[D]In transformer models, why is there a query and key matrix instead of just the product?

lildaemon@alien.top · 2 years ago

[D]In transformer models, why is there a query and key matrix instead of just the product?

eigenham@alien.top · 2 years ago

I would suggest looking into the math a little more. I think all of the matrices in the attention layer are a (linear) function of the input sequence. So the output of the attention layer is softmax of a quadratic of the input iirc

depressed-bench@alien.top · 2 years ago

Can you show ordering equivariance of the single matrix with the two matrices?

This form of Attention much be equivariant with respect to token order, eg

attn(ABCD) == rot2(attn(rot2(ABCD))) == rot2(attn(CDAB))

I am using rot here for token rotation.

Tensor_Devourer_56@alien.top · 2 years ago

If I’m understanding your question correctly, it probably doesn’t make any differences computation wise.

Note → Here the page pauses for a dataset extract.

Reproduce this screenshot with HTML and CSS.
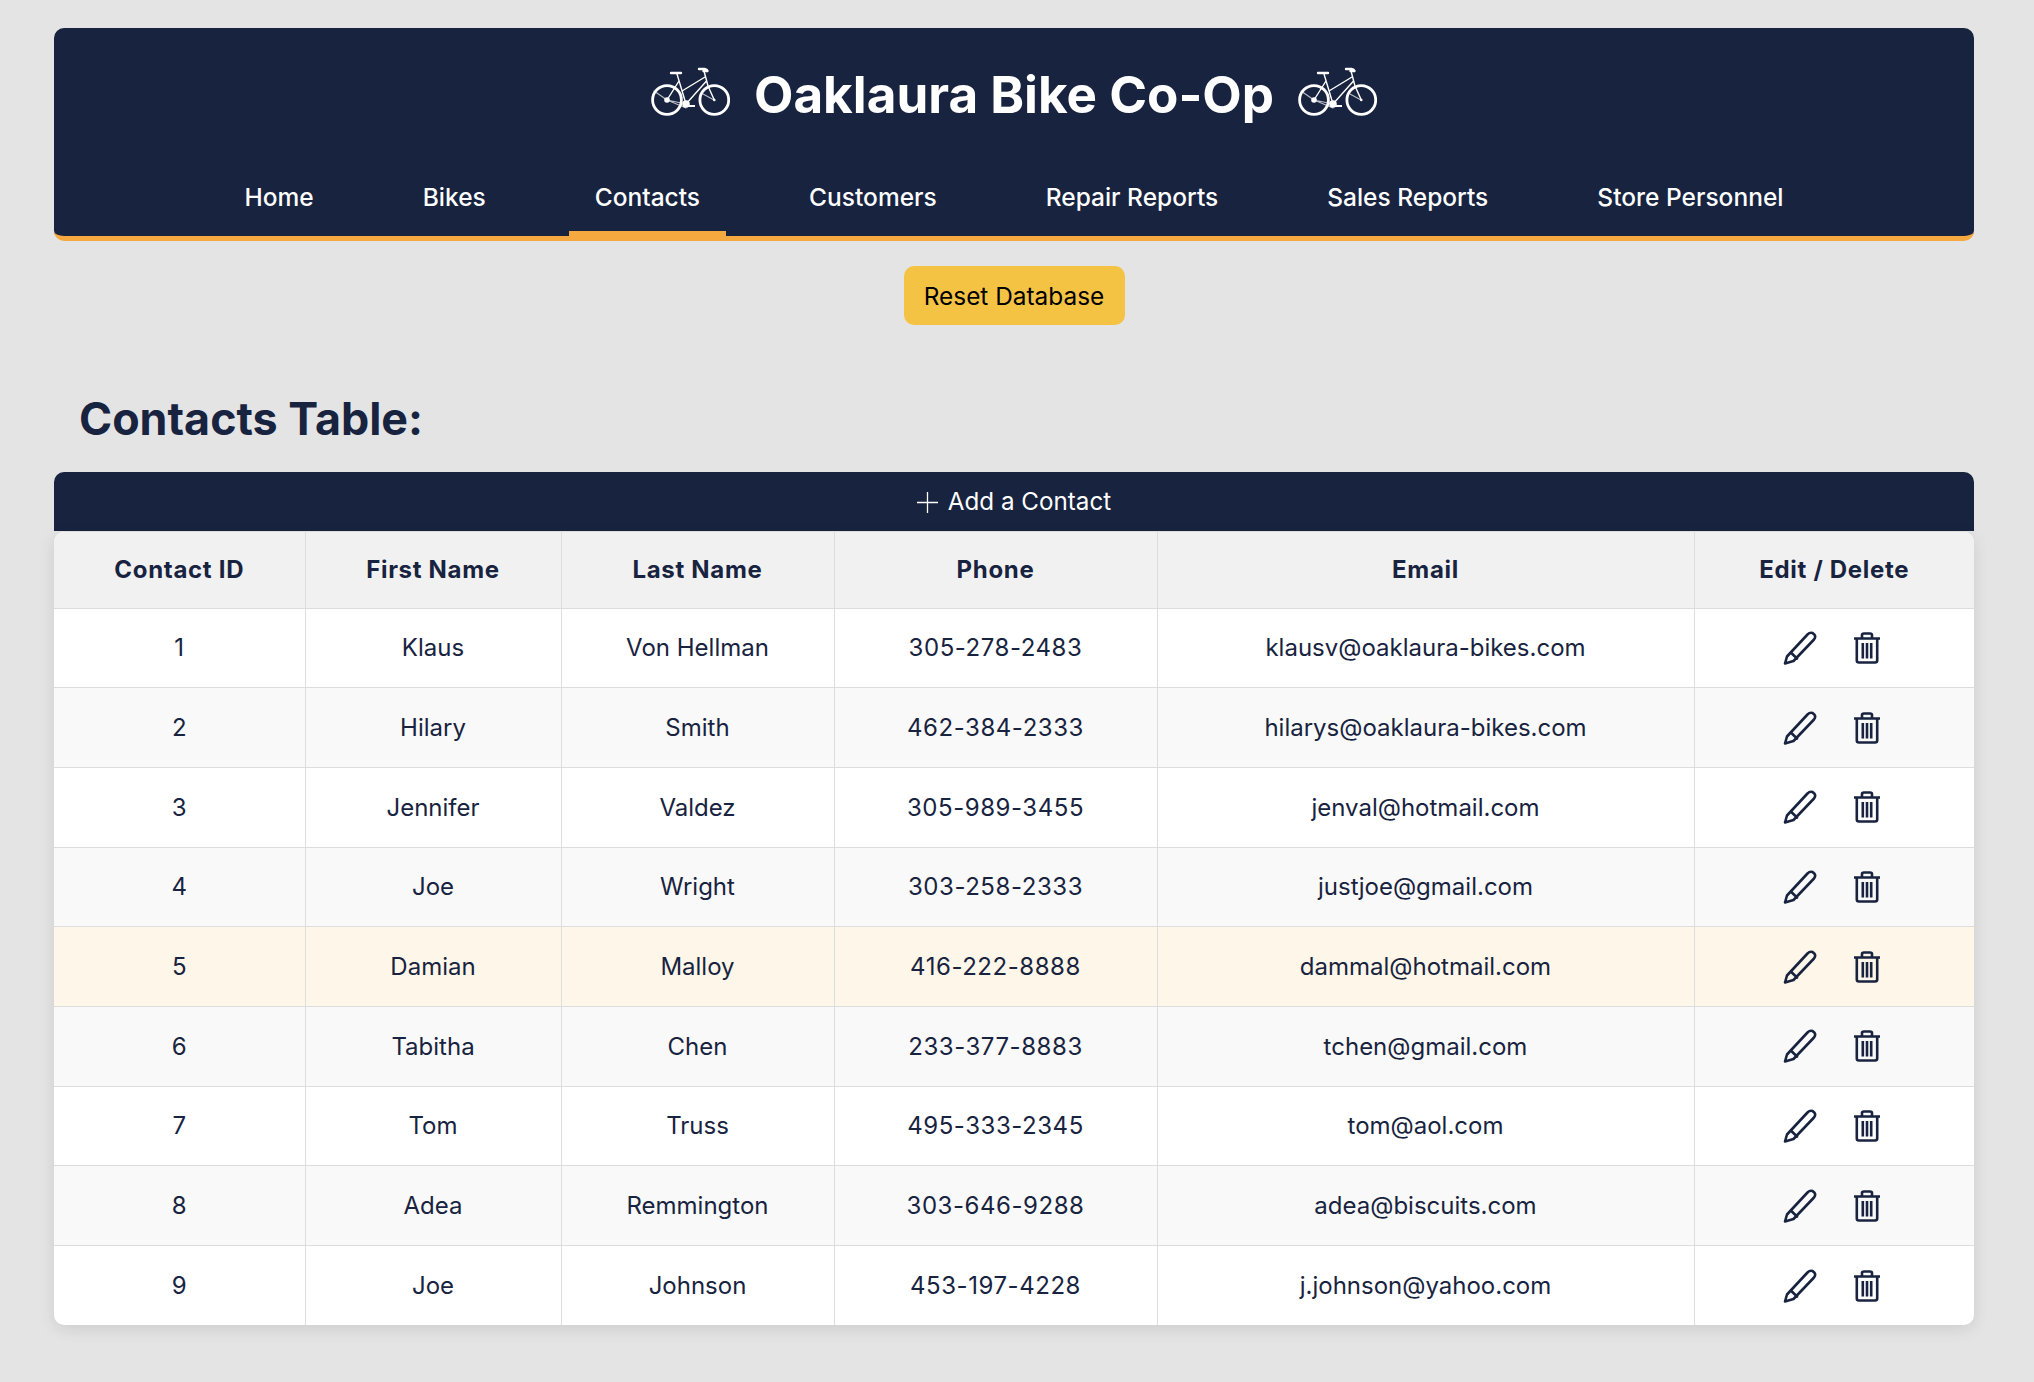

But if we have query dot key as one single input, then the attention layer would just have two inputs: 1.query dot key matrix; 2. value matrix. I think this would be a worse formulation thant the original paper altough they are the same computation wise. By allowing separate key and value matrices, the data flow is clearer. For example the Encoder-Decoder attention layer takes the result of Encoder block as key and value but the processed target sequence as value. This idea is very clear with the original attention layer formation.

tdgros@alien.top · 2 years ago

It’s the same mathematically but not computation wise, the tokens are projected to a smaller dimension. The complexity is 2Nd whereas it’d be N² if you’d fuse the weight matrices.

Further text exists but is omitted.